Thursday, October 2, 2008

Is there subprime in....?

I talk to many intelligent people in the Canadian financial services industry. Despite their intelligence, and this is admittedly anecdotal, I keep hearing opinions that housing in Canada (and in particular Montreal) will slow down and maybe go down a little, but nothing too serious. Why do you assume that I ask? It usually comes down to some variation of "our banks and regulations were sound and we have no subprime"

Was there subprime in the UK? Down 13% YoY

Was there subprime in Spain? Down to -0.3% YoY (supposedly understated and dropping rapidly)

Was there subprime in Ireland? Down double digits YoY (I've seen reports of -14%)

Was there subprime in New Zealand? Down single digits YoY

Was there subprime in Portugal? Down single digits YoY

There are reports of falling prices in many other countries in Asia and Europe.. Was there subprime there?

Every country had its own problems that can be summarized as follows: Time and price.

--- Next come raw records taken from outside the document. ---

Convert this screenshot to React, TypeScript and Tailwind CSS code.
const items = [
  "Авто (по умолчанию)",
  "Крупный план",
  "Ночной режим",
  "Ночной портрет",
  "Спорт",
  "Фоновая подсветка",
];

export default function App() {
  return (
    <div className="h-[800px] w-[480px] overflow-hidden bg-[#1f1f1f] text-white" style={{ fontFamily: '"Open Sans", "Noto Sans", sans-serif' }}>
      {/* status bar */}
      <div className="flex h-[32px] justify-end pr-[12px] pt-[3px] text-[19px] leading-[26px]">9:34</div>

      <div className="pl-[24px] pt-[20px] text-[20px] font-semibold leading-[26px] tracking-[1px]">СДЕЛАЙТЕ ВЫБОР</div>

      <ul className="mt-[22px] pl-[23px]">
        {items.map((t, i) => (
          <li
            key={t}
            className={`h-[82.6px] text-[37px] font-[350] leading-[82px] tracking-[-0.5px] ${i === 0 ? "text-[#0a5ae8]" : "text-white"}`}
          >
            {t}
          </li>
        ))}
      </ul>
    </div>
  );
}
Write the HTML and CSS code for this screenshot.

When prices go up forever (time), it encourages people to pay too much thinking prices will continue to go up, borrow too much and the financial sector lends too much and levers up too much. Pretty much everywhere in the world. The boom was global and the bust will be global.


matt said...

In Vancouver we're now down -1.6% YOY and -6.1% from peak just 5 months ago. Our average has plummeted from a record $920K set earlier this year to $790K (-16.5%). And to top it off, we're making Shiller proud - after all, we are the bubbliest of the bubbles.

jen said...

More completely unsurprising news:

Home-price slide in double digits in Calgary

"Median sale prices for single-family homes in Calgary have plunged in the range of $45,000 to $66,000 in September from their peaks just over a year ago."